Ações e fiscalização chegaram a 47 localidades de proteção ambiental – entre entre terras indígenas e reservas extrativistas e biológicas – 16 delas no Estado do Acre e em 13 pontos geográficos do Sul do Amazonas.

No total, naquela ocasião os órgãos ambientais aplicaram multas no total de R$ 359,8 milhões e apreenderam madeira, no que resultaram mais multas, no valor de R$ 100 milhões. A operação fora comandada pela 17ª Brigada de Infantaria de Selva, que reuniu uma força-tarefa conjunta integrada responsável por 919 ações, incluindo patrulhas terrestres, fluviais e reconhecimento aéreo.
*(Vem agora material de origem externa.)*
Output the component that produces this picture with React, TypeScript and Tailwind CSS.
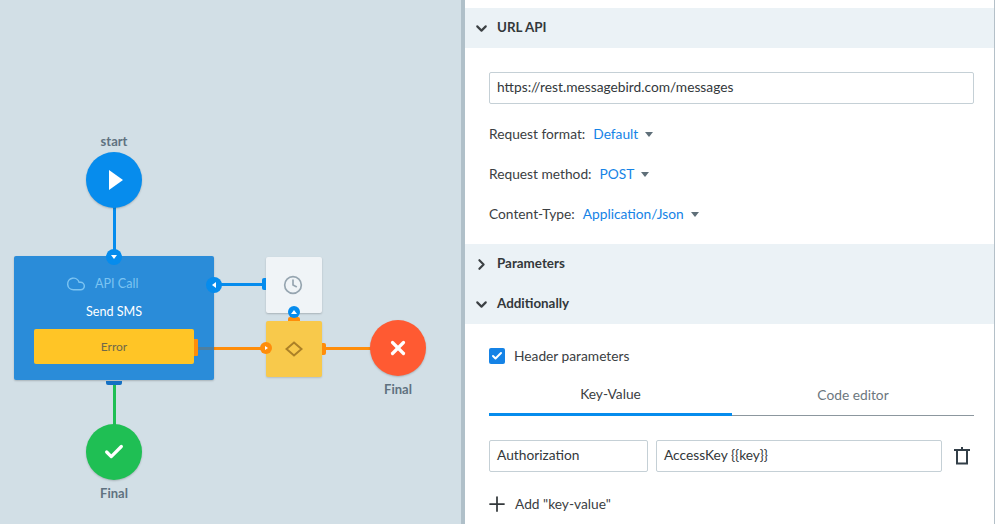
import { Check, ChevronDown, ChevronRight, Clock, Cloud, Plus, X } from 'lucide-react'

const FONT = "font-['Lato',sans-serif]"

function SectionHeader({ title, open }: { title: string; open: boolean }) {
  return (
    <div className="flex h-10 items-center bg-[#ebf2f6] pl-[8px]">
      {open ? (
        <ChevronDown size={17} strokeWidth={3} className="text-[#3c4144]" />
      ) : (
        <ChevronRight size={17} strokeWidth={3} className="text-[#3c4144]" />
      )}
      <span className="ml-[7px] pb-[2px] text-[13.4px] font-bold text-[#33383b]">{title}</span>
    </div>
  )
}

function SelectRow({ label, value }: { label: string; value: string }) {
  return (
    <div className="flex h-10 items-center text-[13.75px]">
      <span className="text-[#3b4043]">{label}</span>
      <span className="ml-2 text-[#1583e6]">{value}</span>
      <span className="ml-[7px] h-0 w-0 border-x-4 border-t-[5px] border-x-transparent border-t-[#5f6f79]" />
    </div>
  )
}

function Port({ className, children }: { className: string; children: React.ReactNode }) {
  return (
    <div className={`absolute flex items-center justify-center rounded-full ${className}`}>{children}</div>
  )
}

function TrashIcon() {
  return (
    <svg width="16" height="18" viewBox="0 0 16 18" fill="none" stroke="#333f48" strokeWidth="2" className="ml-3">
      <path d="M0 3H16M8 0V3M3 3V16.5H13V3" />
    </svg>
  )
}

function Canvas() {
  return (
    <div className="relative h-full w-[461px] shrink-0 bg-[#d2dfe6]">
      {/* connectors */}
      <div className="absolute left-[113px] top-[205px] h-[50px] w-[3px] bg-[#068ced]" />
      <div className="absolute left-[220px] top-[283px] h-[3px] w-[45px] bg-[#068ced]" />
      <div className="absolute left-[214px] top-[347px] h-[3px] w-[50px] bg-[#ff8d0a]" />
      <div className="absolute left-[325px] top-[347px] h-[3px] w-[50px] bg-[#ff8d0a]" />
      <div className="absolute left-[113px] top-[381px] h-[45px] w-[3px] bg-[#1fbf54]" />

      <div className="absolute left-[86px] top-[132px] w-14 text-center text-[13px] font-bold text-[#5f7280]">start</div>
      <div className="absolute left-[86px] top-[152px] flex size-14 items-center justify-center rounded-full bg-[#068ced] shadow-[0_1px_2px_rgba(0,0,0,0.2)]">
        <svg width="14" height="20" viewBox="0 0 14 20" className="ml-[4px]">
          <path d="M0 0 L14 10 L0 20 Z" fill="#fff" />
        </svg>
      </div>

      {/* api call node */}
      <div className="absolute left-[14px] top-[256px] h-[124px] w-[200px] rounded-[2px] bg-[#2a8cd9] shadow-[0_1px_2px_rgba(0,0,0,0.2)]">
        <div className="mt-[18px] flex h-5 items-center pl-[52px] text-[12.6px] text-[#7cc4f2]">
          <Cloud size={20} strokeWidth={1.75} className="mr-[9px]" />
          <span>API Call</span>
        </div>
        <div className="mt-2 text-center text-[12.6px] leading-5 text-white">Send SMS</div>
        <div className="absolute left-5 top-[73px] flex h-[35px] w-40 items-center justify-center rounded-[2px] bg-[#ffc526] text-xs text-[#70694a]">
          Error
        </div>
        <div className="absolute left-[180px] top-[83px] h-[17px] w-1 rounded-r-[1px] bg-[#ff8d0a]" />
        <div className="absolute left-[184px] top-[91px] h-[3px] w-4 bg-[#4f7f9f]" />
      </div>
      <div className="absolute left-[106px] top-[381px] h-1 w-4 rounded-b-[2px] bg-[#1370c4]" />
      <Port className="left-[106px] top-[249px] size-4 bg-[#068ced]">
        <span className="h-0 w-0 border-x-[3px] border-t-4 border-x-transparent border-t-white" />
      </Port>
      <Port className="left-[206px] top-[277px] size-4 bg-[#068ced]">
        <span className="h-0 w-0 border-y-[3px] border-r-4 border-y-transparent border-r-white" />
      </Port>

      {/* timer node */}
      <div className="absolute left-[266px] top-[257px] flex size-14 items-center justify-center rounded-[2px] bg-[#f0f4f7] shadow-[0_1px_2px_rgba(0,0,0,0.2)]">
        <Clock size={20} strokeWidth={2} className="mr-[2px] text-[#96a5b0]" />
      </div>
      <div className="absolute left-[262px] top-[278px] h-3 w-1 rounded-l-[2px] bg-[#068ced]" />

      {/* condition node */}
      <div className="absolute left-[266px] top-[321px] flex size-14 items-center justify-center rounded-[2px] bg-[#f8c94b] shadow-[0_1px_2px_rgba(0,0,0,0.15)]">
        <svg width="18" height="16" viewBox="0 0 18 16">
          <path d="M9 1.5 L16.5 8 L9 14.5 L1.5 8 Z" fill="none" stroke="#ac8127" strokeWidth="2" />
        </svg>
      </div>
      <div className="absolute left-[288px] top-[317px] h-1 w-3 rounded-t-[2px] bg-[#ff8d0a]" />
      <div className="absolute left-[322px] top-[343px] h-3 w-1 rounded-r-[2px] bg-[#ff8d0a]" />
      <Port className="left-[288px] top-[306px] size-3 bg-[#068ced]">
        <span className="h-0 w-0 border-x-[3px] border-b-4 border-x-transparent border-b-white" />
      </Port>
      <Port className="left-[260px] top-[342px] size-3 bg-[#ff8d0a]">
        <span className="h-0 w-0 border-y-2 border-l-[3px] border-y-transparent border-l-white" />
      </Port>

      <div className="absolute left-[370px] top-[320px] flex size-14 items-center justify-center rounded-full bg-[#ff5a32] shadow-[0_1px_2px_rgba(0,0,0,0.2)]">
        <X size={22} strokeWidth={3.5} className="text-white" />
      </div>
      <div className="absolute left-[370px] top-[380px] w-14 text-center text-[13px] font-bold text-[#5f7280]">Final</div>

      <div className="absolute left-[86px] top-[424px] flex size-14 items-center justify-center rounded-full bg-[#1fbf54] shadow-[0_1px_2px_rgba(0,0,0,0.2)]">
        <Check size={22} strokeWidth={3.5} className="text-white" />
      </div>
      <div className="absolute left-[86px] top-[484px] w-14 text-center text-[13px] font-bold text-[#5f7280]">Final</div>
    </div>
  )
}

export default function App() {
  return (
    <div className={`flex h-[524px] w-[995px] overflow-hidden bg-white ${FONT}`}>
      <Canvas />
      <div className="w-1 shrink-0 bg-[#b0c0c9]" />
      <div className="min-w-0 flex-1 border-r border-[#b4c0c8] pt-2">
        <SectionHeader title="URL API" open />
        <div className="pl-6 pr-5 pt-6 pb-[10px]">
          <div className="flex h-8 items-center rounded-[2px] border border-[#c5d0d6] pb-[2px] pl-[7px] text-[13.75px] text-[#33383b]">
            https://rest.messagebird.com/messages
          </div>
          <div className="mt-[10px]">
            <SelectRow label="Request format:" value="Default" />
            <SelectRow label="Request method:" value="POST" />
            <SelectRow label="Content-Type:" value="Application/Json" />
          </div>
        </div>
        <SectionHeader title="Parameters" open={false} />
        <SectionHeader title="Additionally" open />
        <div className="pl-6 pr-5 pt-6">
          <div className="flex h-4 items-center text-[13.75px] text-[#3b4043]">
            <span className="flex size-4 items-center justify-center rounded-[2px] bg-[#1583e6]">
              <Check size={12} strokeWidth={4} className="text-white" />
            </span>
            <span className="ml-[9px]">Header parameters</span>
          </div>
          <div className="mt-[14px] flex h-[38px] text-[13.75px]">
            <div className="flex w-[243px] items-center justify-center border-b-[3px] border-[#068ced] pb-[2px] text-[#3b4043]">
              Key-Value
            </div>
            <div className="flex flex-1 items-center justify-center border-b border-[#8c979e] pb-[2px] text-[#6c777e]">
              Code editor
            </div>
          </div>
          <div className="mt-6 flex items-center">
            <div className="flex h-8 w-[159px] items-center rounded-[2px] border border-[#c5d0d6] pb-[2px] pl-[7px] text-[13.75px] text-[#33383b]">
              Authorization
            </div>
            <div className="ml-2 flex h-8 w-[286px] items-center rounded-[2px] border border-[#c5d0d6] pb-[2px] pl-[7px] text-[13.75px] text-[#33383b]">
              AccessKey {'{{key}}'}
            </div>
            <TrashIcon />
          </div>
          <div className="mt-5 flex items-center text-[13.75px] text-[#3b4043]">
            <Plus size={24} strokeWidth={1.75} className="-ml-1 text-[#33383b]" />
            <span className="ml-[6px]">Add "key-value"</span>
          </div>
        </div>
      </div>
    </div>
  )
}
Exército trabalhou bem, quatro anos atrás em Rondônia, Acre e Sul do Amazonas (Foto Daiane Mendonça – Secom RO)

A operação combatia a mineração ilegal, bloqueava estradas para fins de vistorias, paralisando a ação de pessoas que cometeram algum tipo de infração.

E nunca mais os pelotões fardados e armados adentraram a floresta, percorreram rios ou fizeram voos de reconhecimento, dando margem à descontinuidade de ações pontuais e de resultados, que podem inibir agressores da natureza.

● Em 2019 aumentaram as denúncias de invasão a terras indígenas no Brasil. Em cinco dessas TIs ocorreram: roubo de madeira, derrubada de floresta para pastagens e abertura de picadas e até a escolha de lotes para ocupação ilegal.

● Povos Uru-Eu-Wau-Wau e Karipuna, ambos em Rondônia, identificaram picadas. No Pará, a TI Arara; no Maranhão a TI Arariboia foram invadidas por madeireiros e a grileiros, ambos agindo em terras demarcadas.

● Com a posse do ex-presidente Jair Bolsonaro e a ascensão de políticos conservadores, essa situação repercutiu muito também no entorno das TIs Marãiwatsédé, em Mato Grosso, e Awá, no Maranhão.